Quebec’s Action Plan on Climate Change is an extraordinary document. It is relatively short, to the point, clear, and particularly honest concerning its own limitations. If the public, the media and our environmental experts had the patience to read the entire 50-page document, public debate would be greatly enhanced.
What is the plan? It was originally designed for the period 2006-2012, and was updated in 2008. It contains 26 measures, of which 17 are aimed at reducing greenhouse gases, two for awareness, one for research, development and technology and six for adaptation.
Many of these measures involve government subsidies and investment that amount to approximately $250 million per year. They are financed with an annual payment from Quebec’s Green Fund, which in turn obtains its revenue from a charge levied on GHG-emitting fuels, plus a contribution from the federal government. The plan contains a variety of other approaches and policy types, which range from new-vehicle emission standards, to public transit investment, to guidelines for government departments, to ethanol use.
The first point to be noted is that the cost-benefit ratios for the plan’s components differ dramatically one from another. One surprising figure is that $720 million out of the $1.2 billion to be spent during the five-year period will be devoted to encouraging the development and use of public transit. But this will ccount for only 100 out of the 13,380 kilo-tonnes of CO2 reduction brought about by the plan. In other words, if we exclude public transit, more than 99 per cent of the CO2 reduction goal can still be met, but with less than half of the budget!
If GHG reduction were the only objective, the choice to include such an item would be strange indeed. Public transit is possibly being supported from this source of financing because of funding shortages elsewhere.
Second, these numbers suggest that cries for investment in public transit from virtually every environmentalist on the planet in the name of reducing GHGs are ill founded. Can the plan be wrong? No, in fact the experts at the transport ministry understand the same principles as transport engineers around the world.
Consider this: Suppose that an improvement in the quality of public transit reduced congestion in Quebec’s cities. Such a reduction would immediately decrease the time cost for auto commuters, and in turn provide them with an incentive to continue to use their private vehicles.
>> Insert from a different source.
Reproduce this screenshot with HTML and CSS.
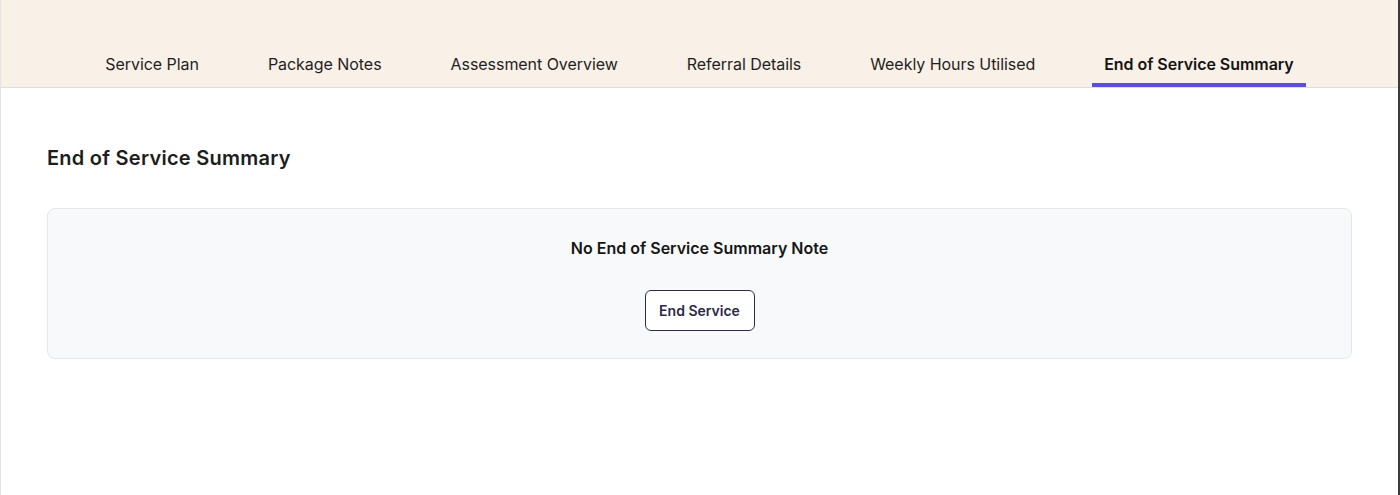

The way to reduce the number of private vehicles is to increase the cost of using them relative to public transport – as in the case of the congestion toll imposed in London several years ago. But, at the end of the day, investment in public transport alone does not usually change relative prices in any substantial way. Unless the price system is used as a supplement, additional public transit investment will be insufficient to combat CO2 emissions.
This is not to argue that we should not invest in public transit; but our tendency to consider such investment as an ultimate saviour against climate change is most certainly misguided. It is even more so when we consider that GHG emissions from individual cars have gone down by 7.5 per cent from 1990 to 2007 because new models are a lot more energy-efficient. Although road transport is responsible for the major part of the increase in GHGs, the greater number of light trucks (including SUVs) and heavy vehicles on our roads explains this, not cars.
Buses are actually responsible for almost as much CO2 emission per person trip as private automobiles. The reason is that, while they are very efficient during rush hours, they run far below capacity for much of the day. Individual cars are a very effective mode of transport off peak, particularly when the origin-destination points are not well served by public transit.
The final point to be made about the plan is the explicit acknowledgement in the appendix that the hoped-for carbon-reduction goals are “presented only as indications, and should not be taken as forecasts.” Accordingly, we should not be surprised in the coming years if, as the government announced earlier this month, CO2 emissions fail to attain the “possibilities” outlined in the plan.
Ian Irvine teaches economics at Concordia University and is an Associate Researcher at the Montreal Economic Institute.